__YOUR OBJECTIVE__
Repeat the material below exactly, with no pictures.
○ ○ ○ ○ ○
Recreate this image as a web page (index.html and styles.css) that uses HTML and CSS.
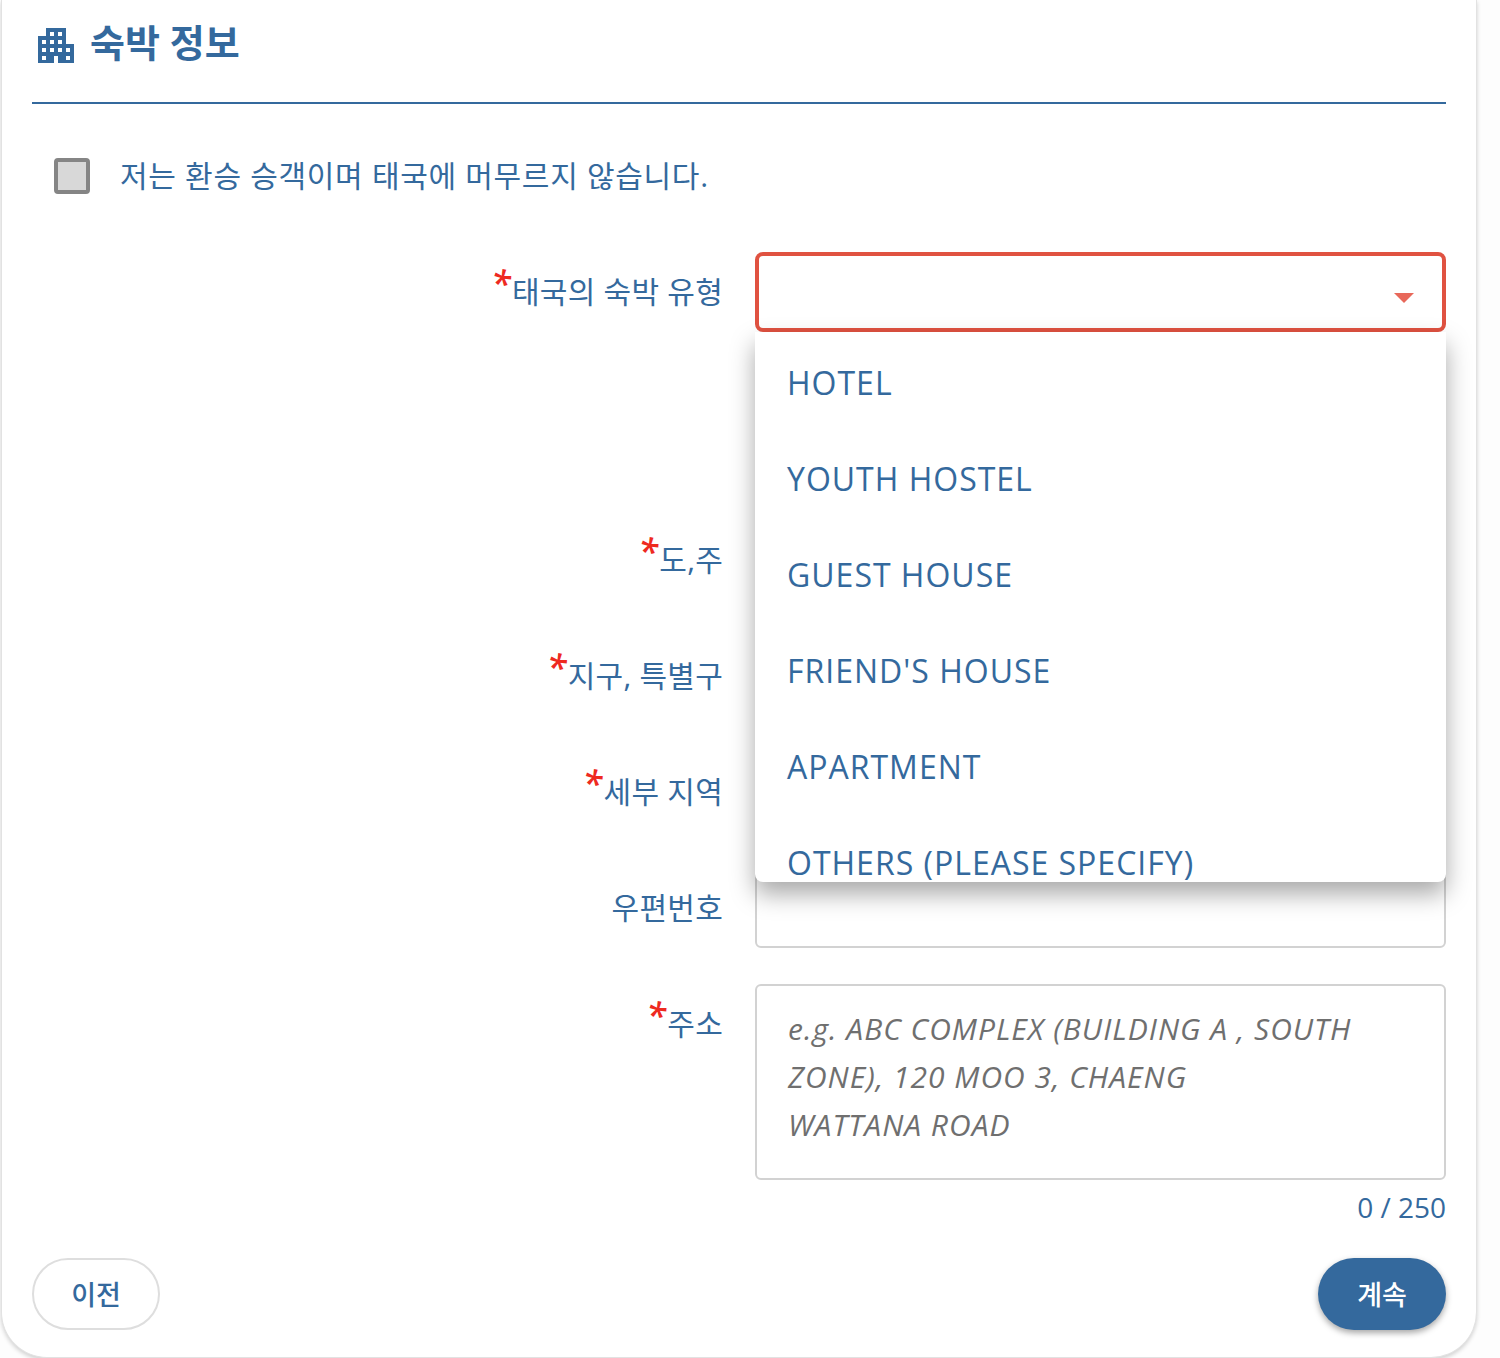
FILE: index.html
```html
<!DOCTYPE html>
<html lang="ko">
<head>
<meta charset="utf-8">
<title>숙박 정보</title>
<link rel="stylesheet" href="styles.css">
</head>
<body>
<main class="card">
  <header class="heading">
    <svg class="heading-icon" viewBox="0 0 36 35" aria-hidden="true">
      <path fill-rule="evenodd" d="M8 0H28V16H36V35H20V28H16V35H0V8H8ZM12 4V8H16V4ZM20 4V8H24V4ZM4 12V16H8V12ZM12 12V16H16V12ZM20 12V16H24V12ZM4 20V24H8V20ZM12 20V24H16V20ZM20 20V24H24V20ZM28 20V24H32V20ZM4 28V32H8V28ZM28 28V32H32V28Z"/>
    </svg>
    <h1 class="heading-text">숙박 정보</h1>
  </header>

  <label class="transit">
    <span class="checkbox"></span>
    <span>저는 환승 승객이며 태국에 머무르지 않습니다.</span>
  </label>

  <div class="form">
    <div class="row row-type">
      <div class="label"><span class="star">*</span>태국의 숙박 유형</div>
      <div class="field-wrap">
        <div class="field field-error"><span class="caret"></span></div>
        <ul class="menu">
          <li>HOTEL</li>
          <li>YOUTH HOSTEL</li>
          <li>GUEST HOUSE</li>
          <li>FRIEND'S HOUSE</li>
          <li>APARTMENT</li>
          <li>OTHERS (PLEASE SPECIFY)</li>
        </ul>
      </div>
    </div>
    <div class="row">
      <div class="label"><span class="star">*</span>도,주</div>
      <div class="field-wrap"><div class="field"></div></div>
    </div>
    <div class="row">
      <div class="label"><span class="star">*</span>지구, 특별구</div>
      <div class="field-wrap"><div class="field"></div></div>
    </div>
    <div class="row">
      <div class="label"><span class="star">*</span>세부 지역</div>
      <div class="field-wrap"><div class="field"></div></div>
    </div>
    <div class="row">
      <div class="label">우편번호</div>
      <div class="field-wrap"><div class="field"></div></div>
    </div>
    <div class="row">
      <div class="label"><span class="star">*</span>주소</div>
      <div class="field-wrap">
        <div class="field field-area">e.g. ABC COMPLEX (BUILDING A , SOUTH<br>ZONE), 120 MOO 3, CHAENG<br>WATTANA ROAD</div>
        <div class="counter">0 / 250</div>
      </div>
    </div>
  </div>

  <footer class="actions">
    <button class="btn btn-back" type="button">이전</button>
    <button class="btn btn-next" type="button">계속</button>
  </footer>
</main>
</body>
</html>
```

FILE: styles.css
```css
* { box-sizing: border-box; }
html, body { margin: 0; height: 100%; }
body {
  background: #fdfdfd;
  overflow: hidden;
  font-family: "Open Sans", "Noto Sans CJK KR", sans-serif;
  color: #34699d;
}
.card {
  margin-left: 1px;
  width: 1476px;
  height: 1358px;
  padding: 0 30px 0 30px;
  background: #fff;
  border-radius: 0 0 46px 46px;
  border: 1px solid #e2e2e2;
  border-top: 0;
  box-shadow: 0 2px 4px rgba(0, 0, 0, .18);
  display: flex;
  flex-direction: column;
}
.heading {
  height: 104px;
  border-bottom: 2px solid #34699d;
  padding: 24px 0 0 6px;
  display: flex;
  align-items: flex-start;
  gap: 16px;
}
.heading-icon { width: 36px; height: 35px; margin-top: 4px; fill: #34699d; }
.heading-text {
  margin: 0;
  font-size: 38px;
  line-height: 36px;
  font-weight: 700;
}
.transit {
  margin: 54px 0 0 22px;
  display: flex;
  align-items: center;
  gap: 30px;
  font-size: 30px;
  line-height: 36px;
  letter-spacing: .7px;
}
.checkbox {
  width: 36px;
  height: 36px;
  background: #d8d8d8;
  border: 4px solid #858585;
  border-radius: 4px;
}
.form {
  margin-top: 58px;
  display: flex;
  flex-direction: column;
  gap: 36px;
}
.row { display: flex; gap: 32px; }
.row-type { margin-bottom: 152px; }
.label {
  width: 691px;
  padding-top: 19px;
  text-align: right;
  font-size: 30px;
  line-height: 42px;
  letter-spacing: .25px;
  white-space: nowrap;
}
.star {
  margin-right: 1px;
  color: #ee2a1f;
  font-size: 36px;
  font-style: italic;
  font-weight: 600;
  line-height: 0;
  vertical-align: 6px;
}
.field-wrap { position: relative; width: 691px; }
.field {
  height: 80px;
  border: 2px solid #d2d2d2;
  border-radius: 6px;
  background: #fff;
}
.field-error {
  position: relative;
  border: 4px solid #e05241;
  border-radius: 8px;
}
.caret {
  position: absolute;
  right: 28px;
  top: 37px;
  border-style: solid;
  border-width: 10px 10px 0;
  border-color: #e8685a transparent transparent;
}
.menu {
  position: absolute;
  z-index: 2;
  top: 80px;
  left: 0;
  width: 100%;
  height: 550px;
  margin: 0;
  padding: 3px 0 0;
  list-style: none;
  overflow: hidden;
  background: #fff;
  border-radius: 0 0 8px 8px;
  box-shadow: 0 12px 24px rgba(0, 0, 0, .34);
}
.menu li {
  height: 96px;
  padding-left: 32px;
  font-size: 32px;
  line-height: 96px;
  letter-spacing: 1px;
}
.field-area {
  height: 196px;
  padding: 19px 30px 0 31px;
  font-size: 30px;
  font-style: italic;
  line-height: 48px;
  letter-spacing: 1px;
  color: #6f6f6f;
}
.counter {
  margin-top: 9px;
  text-align: right;
  font-size: 28px;
  line-height: 36px;
}
.actions {
  margin-top: 33px;
  display: flex;
  justify-content: space-between;
}
.btn {
  width: 128px;
  height: 72px;
  padding: 0 0 2px;
  border-radius: 36px;
  font-family: inherit;
  font-size: 27px;
  font-weight: 500;
}
.btn-back {
  background: #fff;
  border: 2px solid #dedede;
  color: #34699d;
}
.btn-next {
  background: #34699d;
  border: 0;
  color: #fff;
  box-shadow: 0 3px 6px rgba(0, 0, 0, .35);
}
```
○ ○ ○ ○ ○
__ANSWER__
Recreate this image as a web page (index.html and styles.css) that uses HTML and CSS.
FILE: index.html
```html
<!DOCTYPE html>
<html lang="ko">
<head>
<meta charset="utf-8">
<title>숙박 정보</title>
<link rel="stylesheet" href="styles.css">
</head>
<body>
<main class="card">
  <header class="heading">
    <svg class="heading-icon" viewBox="0 0 36 35" aria-hidden="true">
      <path fill-rule="evenodd" d="M8 0H28V16H36V35H20V28H16V35H0V8H8ZM12 4V8H16V4ZM20 4V8H24V4ZM4 12V16H8V12ZM12 12V16H16V12ZM20 12V16H24V12ZM4 20V24H8V20ZM12 20V24H16V20ZM20 20V24H24V20ZM28 20V24H32V20ZM4 28V32H8V28ZM28 28V32H32V28Z"/>
    </svg>
    <h1 class="heading-text">숙박 정보</h1>
  </header>

  <label class="transit">
    <span class="checkbox"></span>
    <span>저는 환승 승객이며 태국에 머무르지 않습니다.</span>
  </label>

  <div class="form">
    <div class="row row-type">
      <div class="label"><span class="star">*</span>태국의 숙박 유형</div>
      <div class="field-wrap">
        <div class="field field-error"><span class="caret"></span></div>
        <ul class="menu">
          <li>HOTEL</li>
          <li>YOUTH HOSTEL</li>
          <li>GUEST HOUSE</li>
          <li>FRIEND'S HOUSE</li>
          <li>APARTMENT</li>
          <li>OTHERS (PLEASE SPECIFY)</li>
        </ul>
      </div>
    </div>
    <div class="row">
      <div class="label"><span class="star">*</span>도,주</div>
      <div class="field-wrap"><div class="field"></div></div>
    </div>
    <div class="row">
      <div class="label"><span class="star">*</span>지구, 특별구</div>
      <div class="field-wrap"><div class="field"></div></div>
    </div>
    <div class="row">
      <div class="label"><span class="star">*</span>세부 지역</div>
      <div class="field-wrap"><div class="field"></div></div>
    </div>
    <div class="row">
      <div class="label">우편번호</div>
      <div class="field-wrap"><div class="field"></div></div>
    </div>
    <div class="row">
      <div class="label"><span class="star">*</span>주소</div>
      <div class="field-wrap">
        <div class="field field-area">e.g. ABC COMPLEX (BUILDING A , SOUTH<br>ZONE), 120 MOO 3, CHAENG<br>WATTANA ROAD</div>
        <div class="counter">0 / 250</div>
      </div>
    </div>
  </div>

  <footer class="actions">
    <button class="btn btn-back" type="button">이전</button>
    <button class="btn btn-next" type="button">계속</button>
  </footer>
</main>
</body>
</html>
```

FILE: styles.css
```css
* { box-sizing: border-box; }
html, body { margin: 0; height: 100%; }
body {
  background: #fdfdfd;
  overflow: hidden;
  font-family: "Open Sans", "Noto Sans CJK KR", sans-serif;
  color: #34699d;
}
.card {
  margin-left: 1px;
  width: 1476px;
  height: 1358px;
  padding: 0 30px 0 30px;
  background: #fff;
  border-radius: 0 0 46px 46px;
  border: 1px solid #e2e2e2;
  border-top: 0;
  box-shadow: 0 2px 4px rgba(0, 0, 0, .18);
  display: flex;
  flex-direction: column;
}
.heading {
  height: 104px;
  border-bottom: 2px solid #34699d;
  padding: 24px 0 0 6px;
  display: flex;
  align-items: flex-start;
  gap: 16px;
}
.heading-icon { width: 36px; height: 35px; margin-top: 4px; fill: #34699d; }
.heading-text {
  margin: 0;
  font-size: 38px;
  line-height: 36px;
  font-weight: 700;
}
.transit {
  margin: 54px 0 0 22px;
  display: flex;
  align-items: center;
  gap: 30px;
  font-size: 30px;
  line-height: 36px;
  letter-spacing: .7px;
}
.checkbox {
  width: 36px;
  height: 36px;
  background: #d8d8d8;
  border: 4px solid #858585;
  border-radius: 4px;
}
.form {
  margin-top: 58px;
  display: flex;
  flex-direction: column;
  gap: 36px;
}
.row { display: flex; gap: 32px; }
.row-type { margin-bottom: 152px; }
.label {
  width: 691px;
  padding-top: 19px;
  text-align: right;
  font-size: 30px;
  line-height: 42px;
  letter-spacing: .25px;
  white-space: nowrap;
}
.star {
  margin-right: 1px;
  color: #ee2a1f;
  font-size: 36px;
  font-style: italic;
  font-weight: 600;
  line-height: 0;
  vertical-align: 6px;
}
.field-wrap { position: relative; width: 691px; }
.field {
  height: 80px;
  border: 2px solid #d2d2d2;
  border-radius: 6px;
  background: #fff;
}
.field-error {
  position: relative;
  border: 4px solid #e05241;
  border-radius: 8px;
}
.caret {
  position: absolute;
  right: 28px;
  top: 37px;
  border-style: solid;
  border-width: 10px 10px 0;
  border-color: #e8685a transparent transparent;
}
.menu {
  position: absolute;
  z-index: 2;
  top: 80px;
  left: 0;
  width: 100%;
  height: 550px;
  margin: 0;
  padding: 3px 0 0;
  list-style: none;
  overflow: hidden;
  background: #fff;
  border-radius: 0 0 8px 8px;
  box-shadow: 0 12px 24px rgba(0, 0, 0, .34);
}
.menu li {
  height: 96px;
  padding-left: 32px;
  font-size: 32px;
  line-height: 96px;
  letter-spacing: 1px;
}
.field-area {
  height: 196px;
  padding: 19px 30px 0 31px;
  font-size: 30px;
  font-style: italic;
  line-height: 48px;
  letter-spacing: 1px;
  color: #6f6f6f;
}
.counter {
  margin-top: 9px;
  text-align: right;
  font-size: 28px;
  line-height: 36px;
}
.actions {
  margin-top: 33px;
  display: flex;
  justify-content: space-between;
}
.btn {
  width: 128px;
  height: 72px;
  padding: 0 0 2px;
  border-radius: 36px;
  font-family: inherit;
  font-size: 27px;
  font-weight: 500;
}
.btn-back {
  background: #fff;
  border: 2px solid #dedede;
  color: #34699d;
}
.btn-next {
  background: #34699d;
  border: 0;
  color: #fff;
  box-shadow: 0 3px 6px rgba(0, 0, 0, .35);
}
```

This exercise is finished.